• Data shown

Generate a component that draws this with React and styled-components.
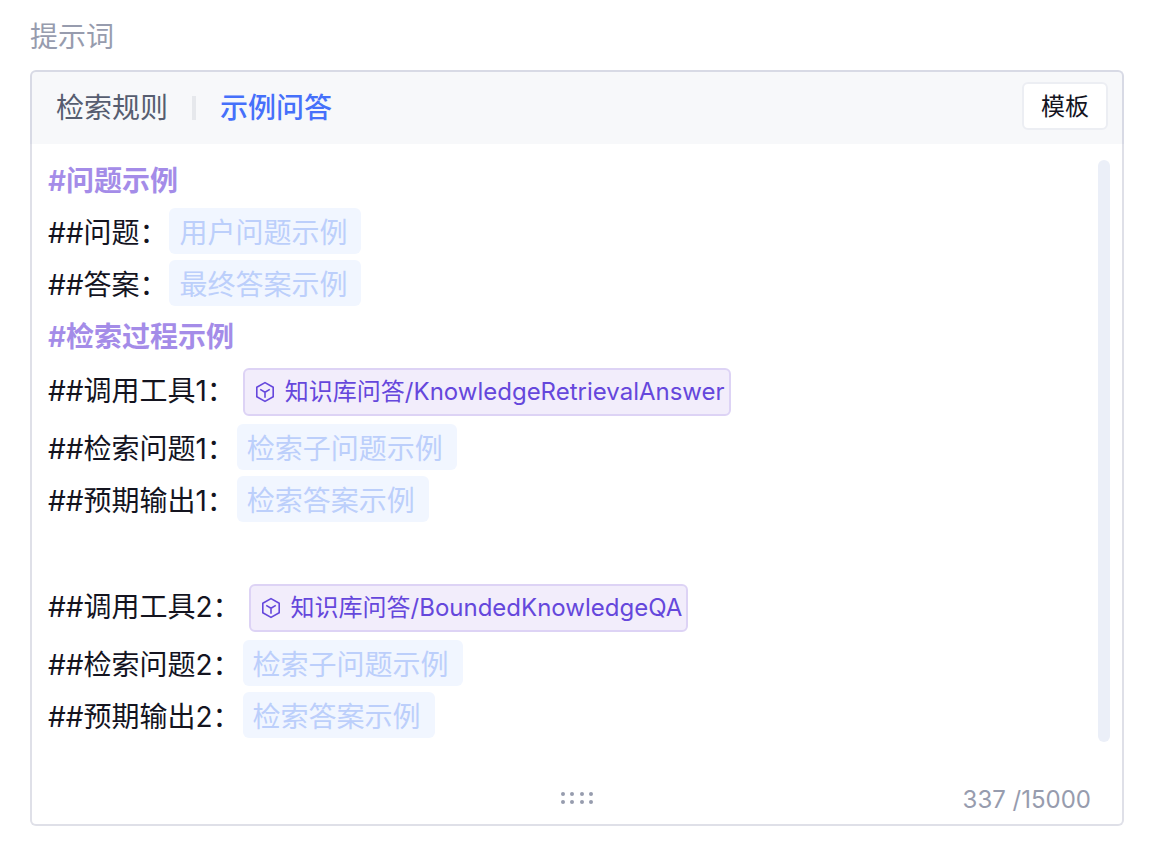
import * as React from 'react';
import { useState } from 'react';
import styled, { createGlobalStyle, css } from 'styled-components';

const GlobalStyle = createGlobalStyle`
    * {
        box-sizing: border-box;
    }

    body {
        margin: 0;
        background-color: #fff;
        color: #14141f;
        font-family: Inter, "Noto Sans CJK SC", sans-serif;
        font-size: 28px;
    }

    button {
        font-family: inherit;
        cursor: pointer;
    }
`;

const Page = styled.main`
    padding: 16px 26px 32px 30px;
`;

const Title = styled.h1`
    margin: 0 0 12px;
    font-size: 28px;
    font-weight: 400;
    line-height: 42px;
    color: #979cae;
`;

const Header = styled.div`
    display: flex;
    align-items: center;
    justify-content: space-between;
    height: 74px;
    padding: 0 14px 4px 24px;
    border: 2px solid #d8dae5;
    border-bottom: none;
    border-radius: 6px 6px 0 0;
    background-color: #f7f8fa;
`;

const Tabs = styled.div`
    display: flex;
    align-items: center;
    gap: 24px;
    padding-top: 4px;
`;

const Tab = styled.button`
    padding: 0;
    border: none;
    background: none;
    font-size: 28px;
    line-height: 42px;
    color: #565d70;
    ${(props) =>
        props.$active &&
        css`
        font-weight: 500;
        color: #4670fa;
    `}
`;

const Separator = styled.span`
    width: 4px;
    height: 24px;
    background-color: #e6e8ec;
`;

const TemplateButton = styled.button`
    height: 48px;
    padding: 0 17px 4px;
    border: 2px solid #eceef3;
    border-radius: 6px;
    background-color: #fff;
    font-size: 24px;
    color: #14141f;
`;

const Body = styled.div`
    border: 2px solid #dfe0e8;
    border-top: none;
    border-radius: 0 0 6px 6px;
`;

const Scroll = styled.div`
    display: flex;
    justify-content: space-between;
    padding: 10px 12px 0 16px;
`;

const Editor = styled.div`
    flex: 1;
    min-width: 0;
    outline: none;
`;

const ScrollThumb = styled.div`
    width: 12px;
    margin-top: 6px;
    border-radius: 6px;
    background-color: #ebeff8;
`;

const Line = styled.div`
    display: flex;
    align-items: flex-start;
    gap: 2px;
    height: ${(props) => (props.$tool ? '60px' : '52px')};
    padding-top: ${(props) => (props.$tool ? '6px' : '2px')};
    line-height: ${(props) => (props.$tool ? '46px' : '50px')};
    white-space: nowrap;
`;

const Heading = styled(Line)`
    font-weight: 600;
    color: #a48ce8;
`;

const Slot = styled.span`
    height: 46px;
    padding: 0 14px 0 10px;
    border-radius: 6px;
    background-color: #f1f6ff;
    color: #bccffb;
`;

const ToolChip = styled.span`
    display: flex;
    align-items: center;
    gap: 10px;
    height: 48px;
    margin-left: 6px;
    padding: 0 4px 0 10px;
    border: 2px solid #ddd3f5;
    border-radius: 6px;
    background-color: #f2edfb;
    font-size: 24px;
    color: #6547dc;
`;

const Footer = styled.div`
    display: grid;
    grid-template-columns: 1fr auto 1fr;
    align-items: center;
    height: 82px;
    padding: 32px 31px 0;
`;

const Counter = styled.span`
    grid-column: 3;
    justify-self: end;
    font-size: 24px;
    color: #979cae;
`;

const Grip = styled.svg`
    grid-column: 2;
    display: block;
`;

function CubeIcon() {
    return (
        <svg width="20" height="22" viewBox="0 0 20 22" fill="none" stroke="currentColor" strokeWidth="1.6" strokeLinejoin="round">
            <path d="M10 1.6 18.2 6.3V15.7L10 20.4 1.8 15.7V6.3Z" />
            <path d="M5.2 8.4 10 11.2 14.8 8.4M10 11.2V16.8" />
        </svg>
    );
}

const tabs = ['检索规则', '示例问答'];

const lines = [
    { heading: '#问题示例' },
    { label: '##问题：', slot: '用户问题示例' },
    { label: '##答案：', slot: '最终答案示例' },
    { heading: '#检索过程示例' },
    { label: '##调用工具1：', tool: '知识库问答/KnowledgeRetrievalAnswer' },
    { label: '##检索问题1：', slot: '检索子问题示例' },
    { label: '##预期输出1：', slot: '检索答案示例' },
    {},
    { label: '##调用工具2：', tool: '知识库问答/BoundedKnowledgeQA' },
    { label: '##检索问题2：', slot: '检索子问题示例' },
    { label: '##预期输出2：', slot: '检索答案示例' },
];

function PromptLine({ heading, label, slot, tool }) {
    if (heading) {
        return <Heading>{heading}</Heading>;
    }
    return (
        <Line $tool={Boolean(tool)}>
            {label && <span>{label}</span>}
            {slot && <Slot>{slot}</Slot>}
            {tool && (
                <ToolChip>
                    <CubeIcon />
                    <span>{tool}</span>
                </ToolChip>
            )}
        </Line>
    );
}

export default function App() {
    const [active, setActive] = useState('示例问答');

    return (
        <Page>
            <GlobalStyle />
            <Title id="prompt-title">提示词</Title>
            <section aria-labelledby="prompt-title">
                <Header>
                    <Tabs role="tablist">
                        {tabs.map((tab, index) => (
                            <React.Fragment key={tab}>
                                {index > 0 && <Separator />}
                                <Tab role="tab" aria-selected={tab === active} $active={tab === active} onClick={() => setActive(tab)}>
                                    {tab}
                                </Tab>
                            </React.Fragment>
                        ))}
                    </Tabs>
                    <TemplateButton>模板</TemplateButton>
                </Header>
                <Body>
                    <Scroll>
                        <Editor role="textbox" aria-multiline="true" aria-labelledby="prompt-title" contentEditable suppressContentEditableWarning spellCheck={false}>
                            {lines.map((line, index) => (
                                <PromptLine key={index} {...line} />
                            ))}
                        </Editor>
                        <ScrollThumb />
                    </Scroll>
                    <Footer>
                        <Grip width="34" height="14" viewBox="0 0 34 14" fill="#979cae">
                            {[3, 12, 22, 31].map((x) => (
                                <React.Fragment key={x}>
                                    <circle cx={x} cy="2" r="2" />
                                    <circle cx={x} cy="10" r="2" />
                                </React.Fragment>
                            ))}
                        </Grip>
                        <Counter>337 /15000</Counter>
                    </Footer>
                </Body>
            </section>
        </Page>
    );
}
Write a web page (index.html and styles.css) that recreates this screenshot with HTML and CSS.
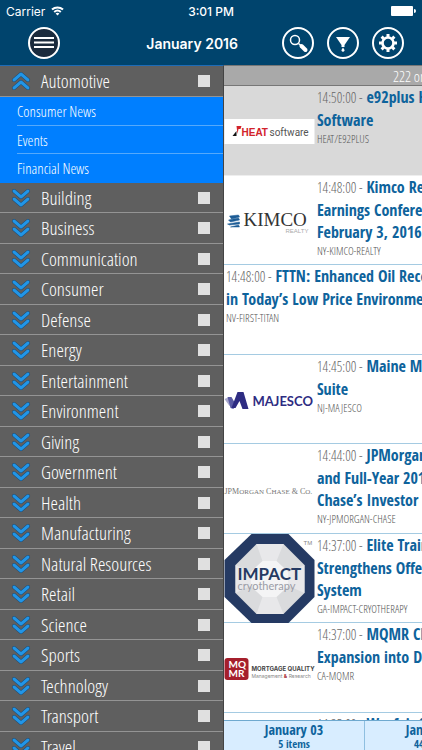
FILE: index.html
```html
<!DOCTYPE html>
<html lang="en">
<head>
    <meta charset="UTF-8">
    <meta name="viewport" content="width=device-width, initial-scale=1.0">
    <title>January 2016</title>
    <link rel="stylesheet" href="styles.css">
</head>
<body>
    <!-- shared icons -->
    <svg class="defs" width="0" height="0">
        <symbol id="down" viewBox="0 0 20 20">
            <path class="edge" d="M3 3l7 6 7-6M3 11l7 6 7-6"/>
            <path class="line" d="M3 3l7 6 7-6M3 11l7 6 7-6"/>
        </symbol>
        <symbol id="up" viewBox="0 0 20 20">
            <path class="edge" d="M3 9l7-6 7 6M3 17l7-6 7 6"/>
            <path class="line" d="M3 9l7-6 7 6M3 17l7-6 7 6"/>
        </symbol>
    </svg>

    <div class="app">
        <header>
            <div class="status">
                <span class="carrier">Carrier
                    <svg width="13" height="10" viewBox="0 0 13 10" fill="none" stroke="#fff" stroke-width="2">
                        <path d="M1 3.6a8 8 0 0 1 11 0M3.2 6a5 5 0 0 1 6.6 0"/>
                        <path d="M6.5 9.6L4.6 7.6a2.8 2.8 0 0 1 3.8 0z" fill="#fff" stroke="none"/>
                    </svg>
                </span>
                <span class="clock">3:01 PM</span>
                <span class="power">
                    <svg width="25" height="10" viewBox="0 0 25 10" fill="#fff">
                        <rect width="22" height="10" rx="1"/>
                        <path d="M23 3a2 2 0 0 1 0 4z"/>
                    </svg>
                </span>
            </div>
            <nav>
                <button class="round menu" aria-label="Menu">
                    <svg width="32" height="32" viewBox="0 0 32 32" stroke="#fff" stroke-width="2">
                        <path d="M6 11h20M6 15.500h20M6 20h20"/>
                    </svg>
                </button>
                <h1>January 2016</h1>
                <div class="tools">
                    <button class="round" aria-label="Search">
                        <svg width="32" height="32" viewBox="0 0 32 32" fill="none" stroke="#fff">
                            <circle cx="13" cy="13" r="4.500" stroke-width="1.500"/>
                            <path d="M16.500 16.500l3 2.500" stroke-width="1.500"/>
                            <path d="M19.500 19l4 4" stroke-width="4" stroke-linecap="round"/>
                        </svg>
                    </button>
                    <button class="round" aria-label="Filter">
                        <svg width="32" height="32" viewBox="0 0 32 32" fill="#fff">
                            <path d="M9 10h14l-5.500 8v2h-3v-2z"/>
                            <path d="M16 20.500q1.800 2.500 1.500 3.300a1.600 1.600 0 0 1-3 0q-.3-.8 1.500-3.300z"/>
                        </svg>
                    </button>
                    <button class="round" aria-label="Settings">
                        <svg width="32" height="32" viewBox="0 0 32 32" fill="none" stroke="#fff">
                            <circle cx="16" cy="16" r="5.500" stroke-width="2.600"/>
                            <path d="M16 10V7M16 25v-3M10 16H7M25 16h-3M11.700 11.700L9.600 9.600M22.400 22.400l-2.100-2.100M11.700 20.300l-2.100 2.100M22.400 9.600l-2.100 2.100" stroke-width="3"/>
                        </svg>
                    </button>
                </div>
            </nav>
        </header>

        <div class="content">
            <aside>
                <div class="cat open">
                    <button><svg class="arrow"><use href="#up"/></svg>Automotive</button>
                    <input type="checkbox" aria-label="Automotive">
                </div>
                <ul class="sub">
                    <li><a href="#">Consumer News</a></li>
                    <li><a href="#">Events</a></li>
                    <li><a href="#">Financial News</a></li>
                </ul>
                <div class="cats" id="cats"></div>
            </aside>

            <main>
                <div class="count">222 on</div>
                <div class="news">
                    <article class="selected">
                        <svg class="logo" viewBox="0 0 90 90">
                            <rect y="33" width="90" height="25" fill="#fff"/>
                            <path d="M12 40h5l-1 3h-2l-1 5z" fill="#d2232a"/>
                            <path d="M8 50l4-5v5z" fill="#111"/>
                            <text x="17" y="50" class="heat">HEAT</text>
                            <text x="45" y="50" class="soft">software</text>
                        </svg>
                        <div class="text">
                            <h2><time>14:50:00 -</time> e92plus H<br>Software</h2>
                            <p>HEAT/E92PLUS</p>
                        </div>
                    </article>
                    <article>
                        <svg class="logo" viewBox="0 0 90 90">
                            <path d="M5 40l9-1 1 2-8 2zM4 44l10-2 1 2-9 2zM3 48l12-2v2l-10 1zM6 51h9l-1-2z" fill="#1d5c96" stroke="#1d5c96" stroke-width=".5"/>
                            <text x="19" y="50" class="kimco">KIMCO</text>
                            <text x="61" y="57" class="realty">REALTY</text>
                        </svg>
                        <div class="text">
                            <h2><time>14:48:00 -</time> Kimco Rea<br>Earnings Conferen<br>February 3, 2016</h2>
                            <p>NY-KIMCO-REALTY</p>
                        </div>
                    </article>
                    <article>
                        <div class="text">
                            <h2><time>14:48:00 -</time> FTTN: Enhanced Oil Recov<br>in Today’s Low Price Environment</h2>
                            <p>NV-FIRST-TITAN</p>
                        </div>
                    </article>
                    <article>
                        <svg class="logo" viewBox="0 0 90 90">
                            <path d="M0 44l5-2 3 6-3 3z" fill="#a9a9ce"/>
                            <path d="M3 42h4l4 7 3-8-5 13-3-1z" fill="#5a5ba4"/>
                            <path d="M13 37h6l5 17h-6l-3-8-4 7H7z" fill="#2e2c82"/>
                            <text x="28" y="51" class="majesco">MAJESCO</text>
                        </svg>
                        <div class="text">
                            <h2><time>14:45:00 -</time> Maine Mut<br>Suite</h2>
                            <p>NJ-MAJESCO</p>
                        </div>
                    </article>
                    <article>
                        <svg class="logo" viewBox="0 0 90 90">
                            <text x="0" y="50" class="jpm">JPM<tspan class="sc">ORGAN</tspan> C<tspan class="sc">HASE</tspan> &amp; C<tspan class="sc">O</tspan>.</text>
                        </svg>
                        <div class="text">
                            <h2><time>14:44:00 -</time> JPMorgan<br>and Full-Year 2015<br>Chase’s Investor R</h2>
                            <p>NY-JPMORGAN-CHASE</p>
                        </div>
                    </article>
                    <article>
                        <svg class="logo" viewBox="0 0 90 90">
                            <path d="M27 0h37l26 26v37L64 89H27L0 63V26z" fill="#253a63"/>
                            <path d="M32 10h27l21 21v28L59 80H32L11 59V31z" fill="#dadbdd"/>
                            <path d="M32 10h27L52 27H38zM80 31v28L64 52V38zM32 80h27l-7-17H38zM11 31v28l15-7V38z" fill="#e8e8ea"/>
                            <path d="M38 27h14l12 11v14L52 63H38L26 52V38z" fill="#f4f4f5"/>
                            <text x="79" y="11" class="tm">TM</text>
                            <text x="13" y="46" class="impact">IMPACT</text>
                            <text x="13" y="56" class="cryo">cryotherapy</text>
                        </svg>
                        <div class="text">
                            <h2><time>14:37:00 -</time> Elite Traini<br>Strengthens Offeri<br>System</h2>
                            <p>GA-IMPACT-CRYOTHERAPY</p>
                        </div>
                    </article>
                    <article>
                        <svg class="logo" viewBox="0 0 90 90">
                            <rect y="35" width="24" height="22" rx="3" fill="#a51f2c"/>
                            <text x="4" y="45" class="mq">MQ</text>
                            <text x="4" y="54" class="mq">MR</text>
                            <text x="27" y="48" class="mort">MORTGAGE QUALITY</text>
                            <text x="27" y="55" class="mgmt">Management <tspan class="amp">&amp;</tspan> Research</text>
                        </svg>
                        <div class="text">
                            <h2><time>14:37:00 -</time> MQMR Clo<br>Expansion into Dat</h2>
                            <p>CA-MQMR</p>
                        </div>
                    </article>
                    <article>
                        <div class="logo"></div>
                        <div class="text">
                            <h2><time>14:35:00 -</time> Wayfair Se</h2>
                        </div>
                    </article>
                </div>
                <div class="days">
                    <button>January 03<small>5 items</small></button>
                    <button>January 04<small>443 items</small></button>
                </div>
            </main>
        </div>
    </div>

    <script>
        var names = ["Building", "Business", "Communication", "Consumer", "Defense", "Energy",
            "Entertainment", "Environment", "Giving", "Government", "Health", "Manufacturing",
            "Natural Resources", "Retail", "Science", "Sports", "Technology", "Transport", "Travel"];
        var html = "";
        for (var i = 0; i < names.length; i++) {
            html += '<div class="cat"><button><svg class="arrow"><use href="#down"/></svg>' + names[i] +
                '</button><input type="checkbox" aria-label="' + names[i] + '"></div>';
        }
        document.querySelector("#cats").innerHTML = html;
    </script>
</body>
</html>
```
FILE: styles.css
```css
* {
    box-sizing: border-box;
}
body {
    margin: 0;
    font-family: "Open Sans Condensed Light", "Roboto Condensed", "Noto Sans Condensed", "Open Sans", sans-serif;
}
h1, h2, p, ul {
    margin: 0;
    padding: 0;
}
button {
    margin: 0;
    padding: 0;
    border: 0;
    background: none;
    color: inherit;
    font-family: inherit;
    font-weight: inherit;
}
.defs {
    position: absolute;
}
.app {
    display: flex;
    flex-direction: column;
    height: 100vh;
    overflow: hidden;
}

/* header */
header {
    flex: none;
    height: 65px;
    background: #00446d;
    color: #fff;
    font-family: Inter, Roboto, sans-serif;
    font-weight: 400;
}
.status {
    display: grid;
    grid-template-columns: 1fr auto 1fr;
    align-items: center;
    height: 22px;
    padding: 0 6px;
    font-size: 12px;
}
.carrier svg {
    margin-left: 2px;
}
.clock {
    font-weight: 500;
}
.power {
    display: flex;
    justify-content: flex-end;
}
nav {
    display: grid;
    grid-template-columns: 1fr auto 1fr;
    align-items: center;
    height: 42px;
    padding: 0 18px 0 28px;
}
h1 {
    margin-right: 44px;
    font-size: 14px;
    font-weight: 600;
}
.tools {
    display: flex;
    justify-content: flex-end;
    gap: 13px;
}
.round {
    display: flex;
    align-items: center;
    justify-content: center;
    width: 32px;
    height: 32px;
    border: 2px solid #fff;
    border-radius: 50%;
}
.round svg {
    flex: none;
}
.menu {
    background: #1b2b3d;
}

.content {
    display: flex;
    flex: 1;
    min-height: 0;
}

/* categories */
aside {
    flex: none;
    width: 224px;
    border-top: 1px solid #1d6cb8;
    border-right: 1px solid #444;
    background: #5f5f5f;
    overflow: hidden;
}
.cat {
    display: flex;
    align-items: center;
    height: 30px;
    padding: 0 13px 0 11px;
    border-bottom: 1px solid #949494;
    color: #fff;
}
.open, .cat:nth-child(even) {
    height: 31px;
}
.cat button {
    display: flex;
    flex: 1;
    align-items: center;
    gap: 10px;
    font-size: 19px;
    line-height: 24px;
}
.arrow {
    width: 20px;
    height: 20px;
    fill: none;
    stroke-linecap: round;
    stroke-linejoin: round;
}
.edge {
    stroke: #17456e;
    stroke-width: 4;
}
.line {
    stroke: #2295e6;
    stroke-width: 3;
}
.cat input {
    appearance: none;
    width: 12px;
    height: 12px;
    margin: 0;
    background: #e0e0e0;
}
.sub {
    padding-left: 17px;
    background: #007fff;
    list-style: none;
}
.sub a {
    display: block;
    height: 29px;
    border-bottom: 1px solid #55a9fb;
    color: #fff;
    font-size: 15px;
    line-height: 28px;
    text-decoration: none;
}
.sub li:nth-child(2) a {
    height: 28px;
}
.sub li:last-child a {
    border-bottom: 0;
}

/* news list */
main {
    display: flex;
    flex: 0 0 100%;
    flex-direction: column;
    min-height: 0;
    background: #fff;
}
.count {
    flex: none;
    height: 21px;
    padding-left: 169px;
    border-top: 1px solid #777;
    border-bottom: 1px solid #777;
    background: #a9a9a9;
    color: #fff;
    font-size: 15px;
    line-height: 20px;
}
.news {
    flex: 1;
    min-height: 0;
    overflow: hidden;
}
article {
    display: flex;
    height: 90px;
    border-bottom: 1px solid #a5cbe2;
}
article:nth-child(even) {
    height: 89px;
}
.selected {
    border-color: #eee;
    background: #d9d9d9;
}
.logo {
    flex: none;
    width: 91px;
    height: 90px;
}
.text {
    padding-left: 2px;
    white-space: nowrap;
}
h2 {
    color: #0e639c;
    font-family: "Open Sans Condensed", "Open Sans", sans-serif;
    font-size: 16px;
    font-weight: 700;
    line-height: 22px;
}
time {
    color: #666;
    font-family: "Open Sans Condensed Light", "Roboto Condensed", "Noto Sans Condensed", "Open Sans", sans-serif;
    font-size: 14px;
    font-weight: 400;
}
.text p {
    color: #555;
    font-size: 11px;
    line-height: 16px;
}

/* logo lettering */
.heat {
    fill: #d2232a;
    font: bold 10px "Liberation Sans";
}
.soft {
    fill: #555;
    font: 10px Roboto;
}
.kimco {
    fill: #333;
    font: 19px "Liberation Serif";
}
.realty {
    fill: #aaa;
    font: 6px "Liberation Sans";
}
.majesco {
    fill: #2e2c82;
    font: bold 13px Lato;
}
.jpm {
    fill: #777;
    font: 8px "Liberation Serif";
}
.sc {
    font-size: 7px;
}
.tm {
    fill: #888;
    font: 6px "Liberation Sans";
}
.impact {
    fill: #253a63;
    font: bold 17px Lato;
}
.cryo {
    fill: #9a9ca6;
    font: 11px Lato;
}
.mq {
    fill: #fff;
    font: bold 10px Lato;
}
.mort {
    fill: #444;
    font: bold 6px Inter;
}
.mgmt {
    fill: #888;
    font: 5px Inter;
}
.amp {
    fill: #a51f2c;
    font-weight: bold;
}

/* day tabs */
.days {
    display: flex;
    flex: none;
    height: 30px;
    border-top: 1px solid #6fa9cf;
    background: #d8edff;
}
.days button {
    flex: 0 0 141px;
    border-right: 1px solid #8fbfe0;
    color: #0e639c;
    font-family: "Open Sans Condensed", "Open Sans", sans-serif;
    font-size: 14px;
    font-weight: 700;
    line-height: 16px;
}
.days small {
    display: block;
    font-size: 11px;
    line-height: 12px;
}
```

• What you need to do
Pull out each line of the entries that contains "components".

• Reply
Generate a component that draws this with React and styled-components.
import styled, { createGlobalStyle, css } from 'styled-components';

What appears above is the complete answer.